Paying down your debt is the thing you can do that could have the biggest—and fastest—impact on your credit. Credit utilization (or the amount you can borrow versus the amount of debt you’re carrying) accounts for 30% of your credit score. And the more available credit you have, the better.
If you have the cash on hand, try to time your payments so you’re reaping the credit-reporting benefits.
“The easiest way to optimize your utilization is to use a credit card and pay your balance down to 1% of your credit limit right before your bank reports to the credit bureaus,” says Liran Amrany, founder and CEO of Debitize, a financial technology company that automates better money and credit habits. “You want to have positive utilization so it’s clear you are using the card, but otherwise want to be as low as possible,”
Not sure when your creditor reports? You could call them up and ask, or you can check your credit report. According to Amrany, you want to pay before the date last reported.
Estimated time for improvement: One month
2. Get your bills current
You hopefully already know that you have to pay your bills on time to get a good score. If you’re already late on a payment, pay that puppy ASAP for a quick credit boost.
“Because paying bills on time is the most important factor in a credit score, going from paying one or more bills late each month to paying all on time could show an improvement in one to two months,” says Kevin Gallegos, vice president of Phoenix operations for Freedom Financial Network.
Bonus: If you’re less than 30 days late and you can make the payment today, do it! Creditors don’t typically report until after the 30-day mark.
Estimated time for improvement: One to two months
3. Open a new account
Opening a new credit account can help in two ways.
First: “If you open up a new card, which increases your total outstanding credit line, your utilization should improve,” Amrany says.
Second: If you have only one type of credit card or a small loan, opening another type (like a store card) can help your “credit mix,” a term the credit bureaus use to indicate whether a person can handle different kinds of accounts.
But don’t go nuts—try opening just one new account, at least at first. If you apply for a card every time you’re asked whether you want 10% off your purchase today, you’ll take a hit on the number of recent inquiries . And that won’t look good.

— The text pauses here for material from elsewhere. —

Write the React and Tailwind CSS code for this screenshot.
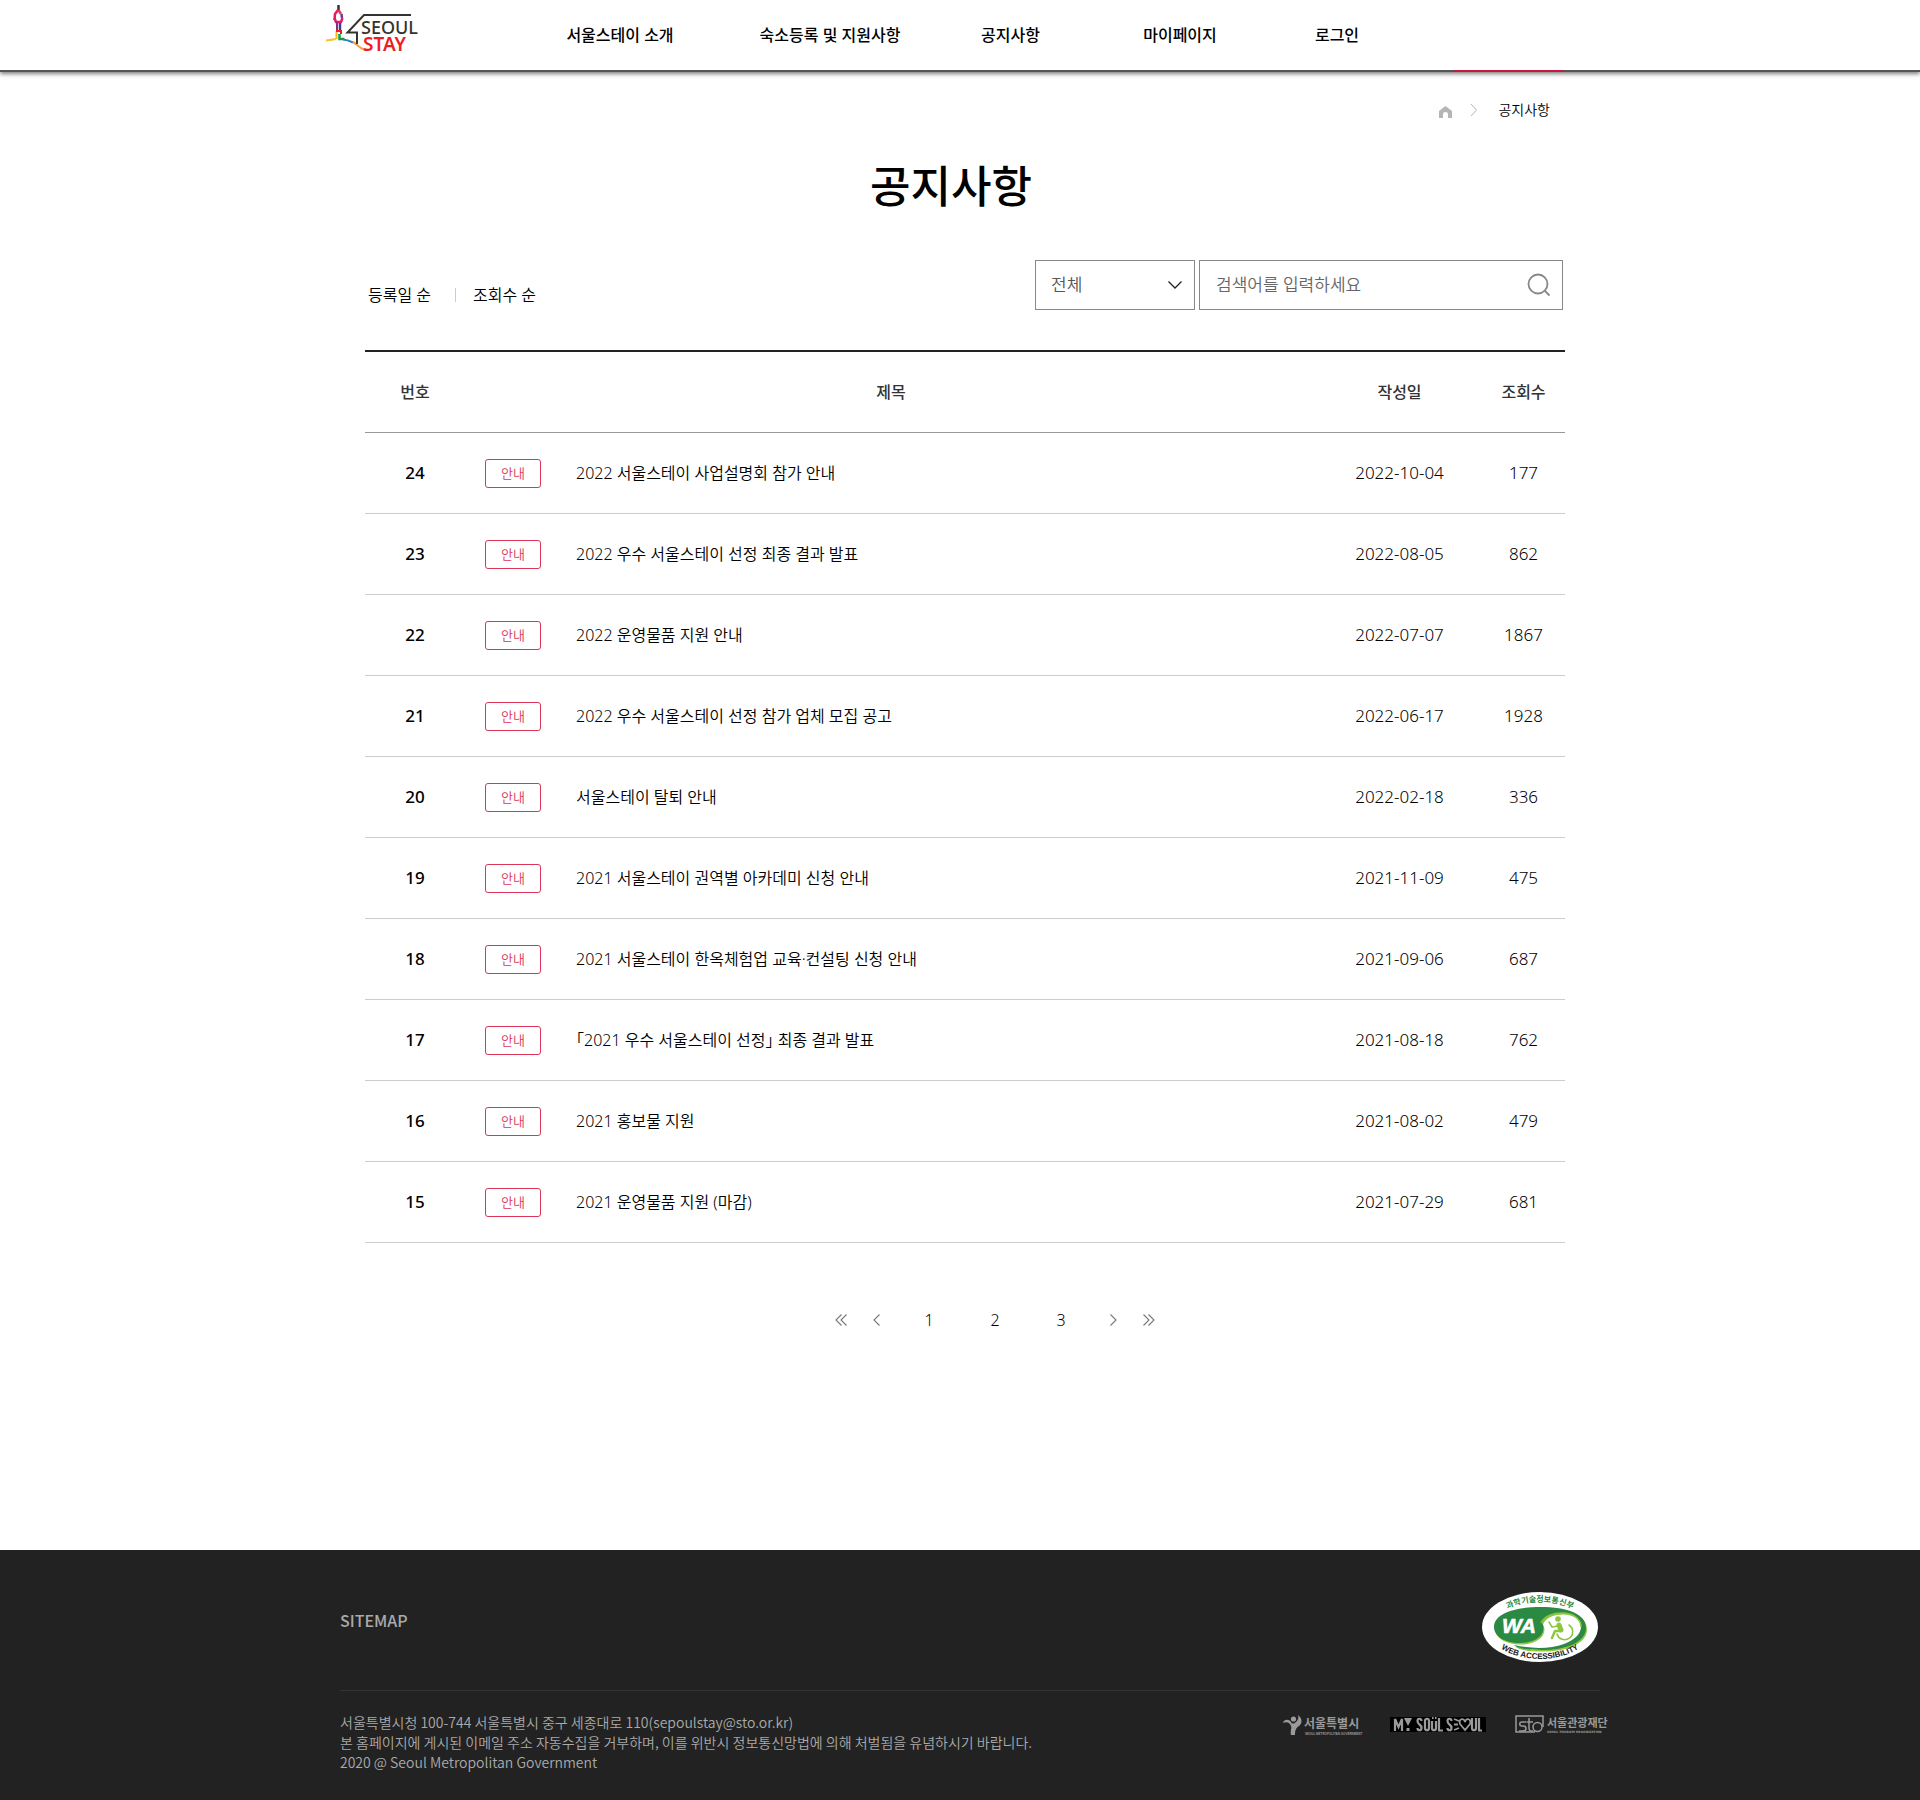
const NAV = [
  ['서울스테이 소개', 'w-[190px]'],
  ['숙소등록 및 지원사항', 'w-[230px]'],
  ['공지사항', 'w-[131px]'],
  ['마이페이지', 'w-[208px]'],
  ['로그인', 'w-[106px]'],
];

const POSTS = [
  [24, '2022 서울스테이 사업설명회 참가 안내', '2022-10-04', 177],
  [23, '2022 우수 서울스테이 선정 최종 결과 발표', '2022-08-05', 862],
  [22, '2022 운영물품 지원 안내', '2022-07-07', 1867],
  [21, '2022 우수 서울스테이 선정 참가 업체 모집 공고', '2022-06-17', 1928],
  [20, '서울스테이 탈퇴 안내', '2022-02-18', 336],
  [19, '2021 서울스테이 권역별 아카데미 신청 안내', '2021-11-09', 475],
  [18, '2021 서울스테이 한옥체험업 교육·컨설팅 신청 안내', '2021-09-06', 687],
  [17, '「2021 우수 서울스테이 선정」 최종 결과 발표', '2021-08-18', 762],
  [16, '2021 홍보물 지원', '2021-08-02', 479],
  [15, '2021 운영물품 지원 (마감)', '2021-07-29', 681],
];

function Logo() {
  return (
    <svg viewBox="0 0 96 54" className="h-[54px] w-[96px] overflow-visible" fill="none" role="img" aria-label="SEOUL STAY">
      <path d="M13.500 5v6" stroke="#333" strokeWidth="2.500" />
      <path d="M13 10l-3 4-.5 6" stroke="#e6186d" strokeWidth="2.500" />
      <path d="M13.500 10l2.500 4" stroke="#ef3b3b" strokeWidth="2.500" />
      <path d="M16.500 14l.5 4" stroke="#5b3fa0" strokeWidth="2.500" />
      <path d="M9.500 18l1.500 4h5l1.500-4" stroke="#e6186d" strokeWidth="2.500" />
      <path d="M12 22v8" stroke="#8a2b7c" strokeWidth="2" />
      <path d="M15 23v7" stroke="#3b3f9c" strokeWidth="2.500" />
      <path d="M11.500 31v8" stroke="#f5b623" strokeWidth="2" />
      <path d="M11 31h5v3" stroke="#ed1c24" strokeWidth="2" />
      <path d="M14.500 34v5h5" stroke="#129b48" strokeWidth="2.500" />
      <path d="M1 40.500c4-.5 7-1 10-1.500" stroke="#f9c233" strokeWidth="2" />
      <path d="M18 39.500c4 .2 7 1.500 10 3" stroke="#2d7fc1" strokeWidth="2" />
      <path d="M28 42c4 2 6 6 12 8" stroke="#f5a13c" strokeWidth="2" />
      <path d="M86 15H39L22.500 32.500H32V44" stroke="#35332e" strokeWidth="2" />
      <text x="36" y="34" fontSize="18" fontWeight="500" fill="#35332e" fontFamily="'Noto Sans', sans-serif">SEOUL</text>
      <text x="38" y="51" fontSize="19" fontWeight="600" fill="#ee1c25" fontFamily="'Noto Sans', sans-serif">STAY</text>
    </svg>
  );
}

function Chevron({ double, right }) {
  return (
    <svg viewBox="0 0 12 12" className={right ? 'size-3 rotate-180' : 'size-3'} fill="none" stroke="#777" strokeWidth="1.100">
      {double ? <path d="M6.500 .5L1 6l5.500 5.500M11.500 .5L6 6l5.500 5.500" /> : <path d="M8.500 .5L3 6l5.500 5.500" />}
    </svg>
  );
}

const WA_BODY =
  'M12 35C12 22 32 15 58 15C86 15 104 22 104 36C104 51 82 58 60 58C48 58 36 57 32 53C50 57 68 57 82 52C92 48 99 42 99 35C99 26 90 21 80 21C70 21 62 25 60 31C61 33 62 35 61 39C59 47 48 51 38 51C22 51 12 44 12 35z';

function WebAccessibilityMark() {
  return (
    <svg viewBox="0 0 116 70" className="h-[70px] w-[116px] overflow-visible" role="img" aria-label="과학기술정보통신부 WEB ACCESSIBILITY">
      <defs>
        <path id="wa-top" d="M10 36A48 26 0 0 1 106 36" />
        <path id="wa-bottom" d="M6 35A52 32 0 0 0 110 35" />
      </defs>
      <ellipse cx="58" cy="35" rx="58" ry="35" fill="#fff" />
      <path d={WA_BODY} fill="#8dc63f" transform="translate(1 1.500)" />
      <path d={WA_BODY} fill="#2a8a43" />
      <path d="M59 31C62 24 71 21 80 21C90 21 99 26 99 35" fill="none" stroke="#8dc63f" strokeWidth="1.500" />
      <text x="20" y="41" fontSize="21" fontWeight="700" fontStyle="italic" fill="#fff" stroke="#fff" strokeWidth=".6" fontFamily="'Liberation Sans', sans-serif">WA</text>
      <g fill="none" stroke="#8dc63f" strokeLinecap="round" strokeLinejoin="round">
        <circle cx="76" cy="27" r="2.800" fill="#8dc63f" stroke="none" />
        <path d="M77 33l2 5" strokeWidth="5" />
        <path d="M76 34l-6 1-3-5" strokeWidth="1.500" />
        <path d="M79 39h-6l-3 7" strokeWidth="2.500" />
        <path d="M87 33a8 8 0 1 1-12 9" strokeWidth="1.600" />
      </g>
      <text fontSize="8" fontWeight="700" fill="#2a8a43" fontFamily="'Noto Sans CJK KR', sans-serif" textAnchor="middle">
        <textPath href="#wa-top" startOffset="50%">과학기술정보통신부</textPath>
      </text>
      <text fontSize="8" fontWeight="700" fill="#222" fontFamily="'Liberation Sans', sans-serif" textAnchor="middle">
        <textPath href="#wa-bottom" startOffset="50%">WEB ACCESSIBILITY</textPath>
      </text>
    </svg>
  );
}

function SeoulCityLogo() {
  return (
    <svg viewBox="0 0 78 22" className="h-[22px] w-[78px] overflow-visible" fill="#9a9a9a" role="img" aria-label="서울특별시">
      <circle cx="10.500" cy="5" r="2.600" />
      <path d="M0 9c1-4 6-4 8-1 1 2 3 2 5 0 2-2 3-4 2-7 4 3 5 8 1 11-3 2-4 4-4 9H8c-1-4 1-7 0-9-1-3-4-5-8-3z" />
      <text x="21" y="14" fontSize="12" fontWeight="700" fontFamily="'Noto Sans CJK KR', sans-serif">서울특별시</text>
      <text x="22" y="21" fontSize="3" fontWeight="700" fontFamily="'Liberation Sans', sans-serif">SEOUL METROPOLITAN GOVERNMENT</text>
    </svg>
  );
}

function MySoulLogo() {
  return (
    <svg viewBox="0 0 96 15" className="h-[15px] w-[96px]" role="img" aria-label="MY SOUL SEOUL">
      <rect width="96" height="15" fill="#000" />
      <g fill="none" stroke="#9a9a9a" strokeWidth="2.200">
        <path d="M5 14V2l3.500 8L12 2v12" />
        <path d="M31.500 4c0-3-4-3-4 0 0 4 4 3 4 7 0 3-4 3-4 0" />
        <path d="M35 4c0-3 4-3 4 0v7c0 3-4 3-4 0z" />
        <path d="M42 4v7c0 3 4 3 4 0V4M49 1v12.500h4" />
        <path d="M61.500 4c0-3-4-3-4 0 0 4 4 3 4 7 0 3-4 3-4 0" />
        <path d="M64 2l5 2M64 7.500h4M64 13l5-2" strokeWidth="1.800" />
        <path d="M75 13l-5-6c-2-5 4-7 5-2 1-5 7-3 5 2z" strokeWidth="1.800" />
        <path d="M82 1v10c0 3 4 3 4 0V1M89 1v12.500h3" />
      </g>
      <path d="M14 1h8l-4 8zM16.500 11h3v3h-3zM42 0h1.500v2H42zM45 0h1.500v2H45z" fill="#9a9a9a" />
    </svg>
  );
}

function TourismLogo() {
  return (
    <svg viewBox="0 0 95 19" className="h-[19px] w-[95px] overflow-visible" role="img" aria-label="서울관광재단">
      <g fill="none" stroke="#9a9a9a" strokeWidth="1.500">
        <path d="M20 17H1V1h27v11" />
        <path d="M11 7H7c-3 0-3 4 0 4h1c4 0 4 5 0 5H4M14 3v10c0 3 1 3 4 3M11.500 7H18" />
        <circle cx="22.500" cy="12" r="4.500" />
      </g>
      <text x="32" y="12" fontSize="11" fontWeight="700" fill="#9a9a9a" fontFamily="'Noto Sans CJK KR', sans-serif">서울관광재단</text>
      <text x="32" y="18" fontSize="3" fontWeight="700" fill="#9a9a9a" fontFamily="'DejaVu Sans', sans-serif">SEOUL TOURISM ORGANIZATION</text>
    </svg>
  );
}

export default function App() {
  return (
    <div className="bg-white font-['Noto_Sans','Noto_Sans_CJK_KR',sans-serif] text-black">
      <header className="border-b-2 border-[#555] shadow-[0_2px_4px_rgba(0,0,0,0.5)]">
        <div className="mx-auto flex h-[70px] max-w-[1270px] items-start">
          <a href="#home" className="mr-[104px]"><Logo /></a>
          <nav className="flex h-[70px] items-center text-base font-medium">
            {NAV.map(([label, width]) => (
              <a key={label} href="#nav" className={'text-center whitespace-nowrap ' + width}>{label}</a>
            ))}
          </nav>
          <span className="mr-[32px] -mb-[2px] ml-auto h-[2px] w-[110px] self-end bg-[#c8193c]" />
        </div>
      </header>

      <main className="mx-auto box-content max-w-[1200px] pl-[10px]">
        <div className="flex h-[76px] items-center justify-end pr-[15px] text-sm font-[350]">
          <a href="#home" aria-label="홈" className="mt-[4px]">
            <svg viewBox="0 0 13 12" className="h-3 w-[13px]" fill="#b5b5b5"><path d="M6.500 0L13 5v7H9V8.500a2.500 2.500 0 0 0-5 0V12H0V5z" /></svg>
          </a>
          <svg viewBox="0 0 8 12" className="mr-[20px] ml-[18px] h-3 w-2" fill="none" stroke="#b5b5b5"><path d="M1 0l5.500 6L1 12" /></svg>
          <a href="#notice">공지사항</a>
        </div>

        <h1 className="pr-[28px] text-center text-[44px] leading-[76px] font-medium">공지사항</h1>

        <div className="mt-[36px] flex items-start justify-between pr-[2px] pl-[3px] text-[17px]">
          <div className="mt-[23px] flex items-center text-base leading-6 font-[350]">
            <button>등록일 순</button>
            <span className="mr-[17px] ml-[24px] h-[14px] w-px bg-[#ccc]" />
            <button>조회수 순</button>
          </div>
          <form className="flex gap-[4px]">
            <div className="relative">
              <select aria-label="검색 구분" className="h-[50px] w-[160px] appearance-none border border-[#888] bg-white px-[15px] font-[350] text-[#555]">
                <option>전체</option>
              </select>
              <svg viewBox="0 0 14 8" className="pointer-events-none absolute top-[21px] right-[13px] h-2 w-[14px]" fill="none" stroke="#222" strokeWidth="1.300"><path d="M.5 .5L7 7l6.500-6.500" /></svg>
            </div>
            <div className="flex h-[50px] w-[364px] items-center border border-[#888] pr-[11px] pl-[16px]">
              <input aria-label="검색어" placeholder="검색어를 입력하세요" className="min-w-0 flex-1 font-[350] outline-none placeholder:text-[#666]" />
              <button type="button" aria-label="검색">
                <svg viewBox="0 0 24 24" className="size-6" fill="none" stroke="#888" strokeWidth="1.800"><circle cx="11" cy="11" r="9.500" /><path d="M17.500 17.500l5 5" /></svg>
              </button>
            </div>
          </form>
        </div>

        <table className="mt-[40px] w-full table-fixed border-t-2 border-[#222]">
          <colgroup>
            <col className="w-[100px]" /><col className="w-[96px]" /><col /><col className="w-[165px]" /><col className="w-[83px]" />
          </colgroup>
          <thead>
            <tr className="h-[81px] border-b border-[#999] text-base text-[#333]">
              <th className="font-medium">번호</th>
              <th colSpan={2} className="font-medium">제목</th>
              <th className="font-medium">작성일</th>
              <th className="font-medium">조회수</th>
            </tr>
          </thead>
          <tbody>
            {POSTS.map(([no, title, date, views]) => (
              <tr key={no} className="h-[81px] border-b border-[#ccc] text-center text-[17px] font-[350]">
                <td className="font-medium">{no}</td>
                <td className="pt-[2px] pl-[20px]">
                  <span className="flex h-[29px] w-[56px] items-center justify-center rounded-[3px] border border-[#dc3558] text-[13px] text-[#dc3558]">안내</span>
                </td>
                <td className="pl-[15px] text-left text-base [font-feature-settings:'halt']"><a href="#post">{title}</a></td>
                <td>{date}</td>
                <td>{views}</td>
              </tr>
            ))}
          </tbody>
        </table>

        <nav aria-label="페이지" className="mt-[59px] flex items-center justify-center pl-[60px] text-base leading-[36px] font-[350]">
          <button aria-label="처음" className="flex w-[36px] justify-center"><Chevron double /></button>
          <button aria-label="이전" className="flex w-[36px] justify-center"><Chevron /></button>
          <div className="flex px-px">
            {[1, 2, 3].map((n) => <button key={n} className="w-[66px]">{n}</button>)}
          </div>
          <button aria-label="다음" className="flex w-[36px] justify-center"><Chevron right /></button>
          <button aria-label="마지막" className="flex w-[36px] justify-center"><Chevron double right /></button>
        </nav>
      </main>

      <footer className="mt-[212px] bg-[#222] pb-[28px] font-['Noto_Sans_CJK_KR',sans-serif] text-[#aaa]">
        <div className="mx-auto max-w-[1280px] pl-[20px]">
          <div className="flex h-[141px] items-center justify-between border-b border-[#333] pr-[2px]">
            <a href="#sitemap" className="text-base font-medium">SITEMAP</a>
            <div className="pt-[14px]"><WebAccessibilityMark /></div>
          </div>
          <div className="flex justify-between pt-[21px]">
            <address className="text-sm leading-5 font-[350] not-italic">
              서울특별시청 100-744 서울특별시 중구 세종대로 110(sepoulstay@sto.or.kr)<br />
              본 홈페이지에 게시된 이메일 주소 자동수집을 거부하며, 이를 위반시 정보통신망법에 의해 처벌됨을 유념하시기 바랍니다.<br />
              2020 @ Seoul Metropolitan Government
            </address>
            <div className="-mr-[10px] flex h-[26px] items-center gap-[29px]">
              <SeoulCityLogo /><MySoulLogo /><TourismLogo />
            </div>
          </div>
        </div>
      </footer>
    </div>
  );
}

Estimated time for improvement: One to six weeks, based on processing and reporting your new account
4. Become an authorized user
Have a responsible partner or family member? Becoming an authorized user on one of their accounts will let you piggyback onto their good credit history.
“The full history of the other account shows up on your credit report immediately,” Gallegos says. “And when this older, established credit account is added to your credit history, it results in an increase in the average age of accounts you’ve ‘managed’ (which also increases your credit score).”
Just be careful to make sure the person you choose actually pays his bills on time and keeps the debts low—just like good credit history, bad history will show up, too.
Estimated time for improvement: Immediately
5. Don’t bother with additional payment histories
A popular credit-boosting myth says you can add to your credit history (and improve your score) by calling your other providers—like your wireless provider or utility company—and asking them to report your payment history to your credit report. It sounded like a pretty good deal, so we asked the experts about it.
“Each of the major credit-reporting agencies is making some changes to include more bill payments, albeit slowly. In general, though, most of the time, these types of payments only appear on credit reports when they are delinquent,” Gallegos says.
So, that one probably won’t work in your favor, but there are still plenty of things you can do now. House, here you come!